| DATA PROVIDED |

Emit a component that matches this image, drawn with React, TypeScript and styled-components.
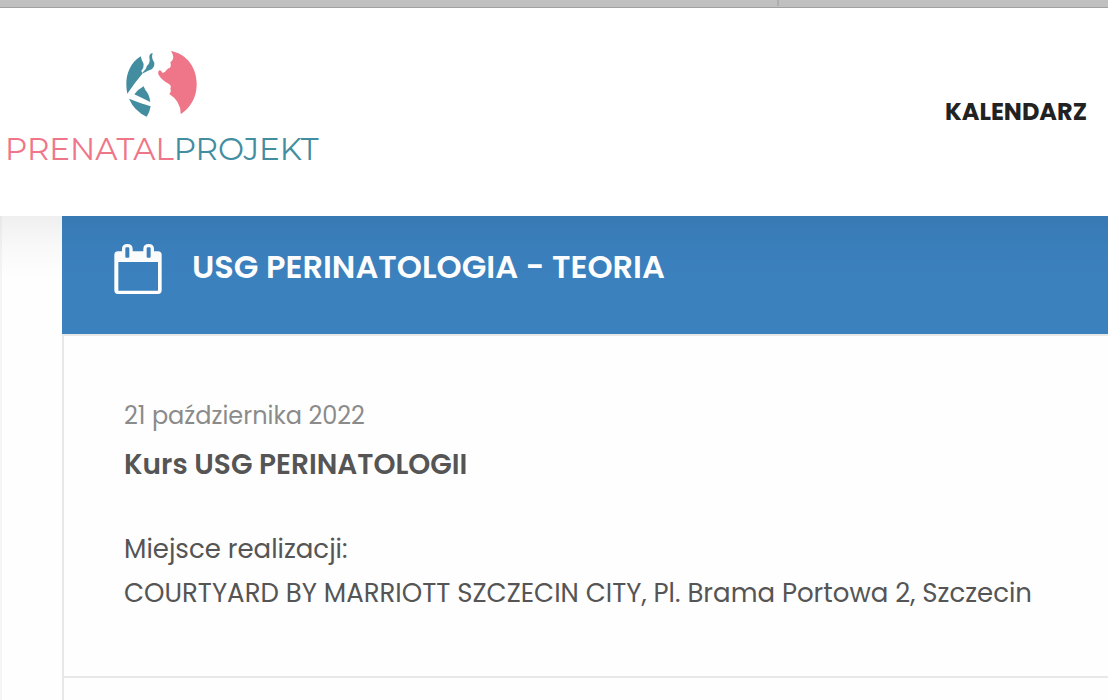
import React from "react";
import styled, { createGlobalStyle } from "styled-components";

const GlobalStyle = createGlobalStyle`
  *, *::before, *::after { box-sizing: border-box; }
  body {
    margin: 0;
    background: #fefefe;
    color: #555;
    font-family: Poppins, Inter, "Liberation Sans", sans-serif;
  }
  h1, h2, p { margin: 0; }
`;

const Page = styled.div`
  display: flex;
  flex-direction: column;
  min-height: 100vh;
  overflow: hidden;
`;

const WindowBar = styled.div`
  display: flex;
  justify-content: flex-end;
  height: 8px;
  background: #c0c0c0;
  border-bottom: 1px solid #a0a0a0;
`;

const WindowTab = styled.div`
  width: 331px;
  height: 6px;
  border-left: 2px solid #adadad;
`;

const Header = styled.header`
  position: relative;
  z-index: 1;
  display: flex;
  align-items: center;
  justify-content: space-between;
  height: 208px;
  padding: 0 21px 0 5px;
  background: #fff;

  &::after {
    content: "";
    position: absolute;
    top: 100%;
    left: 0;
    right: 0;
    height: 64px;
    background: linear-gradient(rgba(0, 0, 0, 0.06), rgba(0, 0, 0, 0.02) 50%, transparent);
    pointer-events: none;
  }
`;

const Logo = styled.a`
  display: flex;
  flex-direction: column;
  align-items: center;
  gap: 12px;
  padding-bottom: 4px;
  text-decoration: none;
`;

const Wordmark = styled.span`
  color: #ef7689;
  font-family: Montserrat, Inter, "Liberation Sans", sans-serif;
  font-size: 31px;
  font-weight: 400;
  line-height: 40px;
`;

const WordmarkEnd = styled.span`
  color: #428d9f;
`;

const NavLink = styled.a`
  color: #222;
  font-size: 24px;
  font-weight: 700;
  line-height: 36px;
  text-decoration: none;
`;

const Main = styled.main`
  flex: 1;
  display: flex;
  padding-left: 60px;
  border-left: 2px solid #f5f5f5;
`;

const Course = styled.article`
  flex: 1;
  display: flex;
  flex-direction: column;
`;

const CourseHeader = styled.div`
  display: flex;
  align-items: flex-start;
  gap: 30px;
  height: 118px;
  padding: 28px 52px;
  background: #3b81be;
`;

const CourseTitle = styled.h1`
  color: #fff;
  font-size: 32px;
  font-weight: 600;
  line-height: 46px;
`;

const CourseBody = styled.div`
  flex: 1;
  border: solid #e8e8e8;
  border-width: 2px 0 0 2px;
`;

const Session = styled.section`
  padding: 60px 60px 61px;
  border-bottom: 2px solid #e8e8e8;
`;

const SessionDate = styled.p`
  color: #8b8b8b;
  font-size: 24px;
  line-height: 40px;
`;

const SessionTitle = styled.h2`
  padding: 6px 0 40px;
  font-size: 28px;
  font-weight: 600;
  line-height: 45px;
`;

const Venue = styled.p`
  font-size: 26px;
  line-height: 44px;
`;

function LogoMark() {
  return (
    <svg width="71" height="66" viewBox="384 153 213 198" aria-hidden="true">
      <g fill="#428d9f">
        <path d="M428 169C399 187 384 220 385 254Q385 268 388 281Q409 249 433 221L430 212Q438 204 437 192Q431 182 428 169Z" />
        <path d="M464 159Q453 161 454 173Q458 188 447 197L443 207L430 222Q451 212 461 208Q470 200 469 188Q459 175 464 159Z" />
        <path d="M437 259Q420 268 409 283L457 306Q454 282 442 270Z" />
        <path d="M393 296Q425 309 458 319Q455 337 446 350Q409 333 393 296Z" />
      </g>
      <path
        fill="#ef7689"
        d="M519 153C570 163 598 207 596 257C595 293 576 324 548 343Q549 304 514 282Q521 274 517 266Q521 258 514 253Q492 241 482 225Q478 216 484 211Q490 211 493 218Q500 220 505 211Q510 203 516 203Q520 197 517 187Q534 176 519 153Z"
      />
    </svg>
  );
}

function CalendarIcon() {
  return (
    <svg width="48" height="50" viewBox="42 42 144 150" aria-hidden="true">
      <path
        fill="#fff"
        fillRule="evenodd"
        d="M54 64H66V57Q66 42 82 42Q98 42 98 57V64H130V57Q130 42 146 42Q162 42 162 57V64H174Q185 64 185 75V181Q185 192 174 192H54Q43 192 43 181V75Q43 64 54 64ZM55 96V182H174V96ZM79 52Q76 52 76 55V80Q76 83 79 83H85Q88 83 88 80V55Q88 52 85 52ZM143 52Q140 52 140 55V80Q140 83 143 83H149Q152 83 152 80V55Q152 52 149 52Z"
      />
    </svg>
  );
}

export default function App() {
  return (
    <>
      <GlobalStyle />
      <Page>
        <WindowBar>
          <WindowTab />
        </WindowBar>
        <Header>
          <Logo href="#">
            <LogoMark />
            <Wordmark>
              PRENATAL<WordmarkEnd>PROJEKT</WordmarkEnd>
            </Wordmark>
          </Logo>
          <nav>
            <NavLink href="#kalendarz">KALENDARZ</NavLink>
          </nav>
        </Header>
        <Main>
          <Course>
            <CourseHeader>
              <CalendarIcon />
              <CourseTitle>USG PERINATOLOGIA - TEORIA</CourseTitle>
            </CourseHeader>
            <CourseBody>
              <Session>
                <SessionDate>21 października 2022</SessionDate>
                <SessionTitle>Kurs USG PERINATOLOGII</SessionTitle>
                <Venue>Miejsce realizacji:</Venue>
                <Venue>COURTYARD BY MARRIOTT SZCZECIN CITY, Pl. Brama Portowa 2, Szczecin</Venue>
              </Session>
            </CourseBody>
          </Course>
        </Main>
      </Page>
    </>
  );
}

| OBJECTIVE |
Transcribe the full listing character for character. Pictures are excluded.

| OUTPUT FOR THIS TASK |
Emit a component that matches this image, drawn with React, TypeScript and styled-components.
import React from "react";
import styled, { createGlobalStyle } from "styled-components";

const GlobalStyle = createGlobalStyle`
  *, *::before, *::after { box-sizing: border-box; }
  body {
    margin: 0;
    background: #fefefe;
    color: #555;
    font-family: Poppins, Inter, "Liberation Sans", sans-serif;
  }
  h1, h2, p { margin: 0; }
`;

const Page = styled.div`
  display: flex;
  flex-direction: column;
  min-height: 100vh;
  overflow: hidden;
`;

const WindowBar = styled.div`
  display: flex;
  justify-content: flex-end;
  height: 8px;
  background: #c0c0c0;
  border-bottom: 1px solid #a0a0a0;
`;

const WindowTab = styled.div`
  width: 331px;
  height: 6px;
  border-left: 2px solid #adadad;
`;

const Header = styled.header`
  position: relative;
  z-index: 1;
  display: flex;
  align-items: center;
  justify-content: space-between;
  height: 208px;
  padding: 0 21px 0 5px;
  background: #fff;

  &::after {
    content: "";
    position: absolute;
    top: 100%;
    left: 0;
    right: 0;
    height: 64px;
    background: linear-gradient(rgba(0, 0, 0, 0.06), rgba(0, 0, 0, 0.02) 50%, transparent);
    pointer-events: none;
  }
`;

const Logo = styled.a`
  display: flex;
  flex-direction: column;
  align-items: center;
  gap: 12px;
  padding-bottom: 4px;
  text-decoration: none;
`;

const Wordmark = styled.span`
  color: #ef7689;
  font-family: Montserrat, Inter, "Liberation Sans", sans-serif;
  font-size: 31px;
  font-weight: 400;
  line-height: 40px;
`;

const WordmarkEnd = styled.span`
  color: #428d9f;
`;

const NavLink = styled.a`
  color: #222;
  font-size: 24px;
  font-weight: 700;
  line-height: 36px;
  text-decoration: none;
`;

const Main = styled.main`
  flex: 1;
  display: flex;
  padding-left: 60px;
  border-left: 2px solid #f5f5f5;
`;

const Course = styled.article`
  flex: 1;
  display: flex;
  flex-direction: column;
`;

const CourseHeader = styled.div`
  display: flex;
  align-items: flex-start;
  gap: 30px;
  height: 118px;
  padding: 28px 52px;
  background: #3b81be;
`;

const CourseTitle = styled.h1`
  color: #fff;
  font-size: 32px;
  font-weight: 600;
  line-height: 46px;
`;

const CourseBody = styled.div`
  flex: 1;
  border: solid #e8e8e8;
  border-width: 2px 0 0 2px;
`;

const Session = styled.section`
  padding: 60px 60px 61px;
  border-bottom: 2px solid #e8e8e8;
`;

const SessionDate = styled.p`
  color: #8b8b8b;
  font-size: 24px;
  line-height: 40px;
`;

const SessionTitle = styled.h2`
  padding: 6px 0 40px;
  font-size: 28px;
  font-weight: 600;
  line-height: 45px;
`;

const Venue = styled.p`
  font-size: 26px;
  line-height: 44px;
`;

function LogoMark() {
  return (
    <svg width="71" height="66" viewBox="384 153 213 198" aria-hidden="true">
      <g fill="#428d9f">
        <path d="M428 169C399 187 384 220 385 254Q385 268 388 281Q409 249 433 221L430 212Q438 204 437 192Q431 182 428 169Z" />
        <path d="M464 159Q453 161 454 173Q458 188 447 197L443 207L430 222Q451 212 461 208Q470 200 469 188Q459 175 464 159Z" />
        <path d="M437 259Q420 268 409 283L457 306Q454 282 442 270Z" />
        <path d="M393 296Q425 309 458 319Q455 337 446 350Q409 333 393 296Z" />
      </g>
      <path
        fill="#ef7689"
        d="M519 153C570 163 598 207 596 257C595 293 576 324 548 343Q549 304 514 282Q521 274 517 266Q521 258 514 253Q492 241 482 225Q478 216 484 211Q490 211 493 218Q500 220 505 211Q510 203 516 203Q520 197 517 187Q534 176 519 153Z"
      />
    </svg>
  );
}

function CalendarIcon() {
  return (
    <svg width="48" height="50" viewBox="42 42 144 150" aria-hidden="true">
      <path
        fill="#fff"
        fillRule="evenodd"
        d="M54 64H66V57Q66 42 82 42Q98 42 98 57V64H130V57Q130 42 146 42Q162 42 162 57V64H174Q185 64 185 75V181Q185 192 174 192H54Q43 192 43 181V75Q43 64 54 64ZM55 96V182H174V96ZM79 52Q76 52 76 55V80Q76 83 79 83H85Q88 83 88 80V55Q88 52 85 52ZM143 52Q140 52 140 55V80Q140 83 143 83H149Q152 83 152 80V55Q152 52 149 52Z"
      />
    </svg>
  );
}

export default function App() {
  return (
    <>
      <GlobalStyle />
      <Page>
        <WindowBar>
          <WindowTab />
        </WindowBar>
        <Header>
          <Logo href="#">
            <LogoMark />
            <Wordmark>
              PRENATAL<WordmarkEnd>PROJEKT</WordmarkEnd>
            </Wordmark>
          </Logo>
          <nav>
            <NavLink href="#kalendarz">KALENDARZ</NavLink>
          </nav>
        </Header>
        <Main>
          <Course>
            <CourseHeader>
              <CalendarIcon />
              <CourseTitle>USG PERINATOLOGIA - TEORIA</CourseTitle>
            </CourseHeader>
            <CourseBody>
              <Session>
                <SessionDate>21 października 2022</SessionDate>
                <SessionTitle>Kurs USG PERINATOLOGII</SessionTitle>
                <Venue>Miejsce realizacji:</Venue>
                <Venue>COURTYARD BY MARRIOTT SZCZECIN CITY, Pl. Brama Portowa 2, Szczecin</Venue>
              </Session>
            </CourseBody>
          </Course>
        </Main>
      </Page>
    </>
  );
}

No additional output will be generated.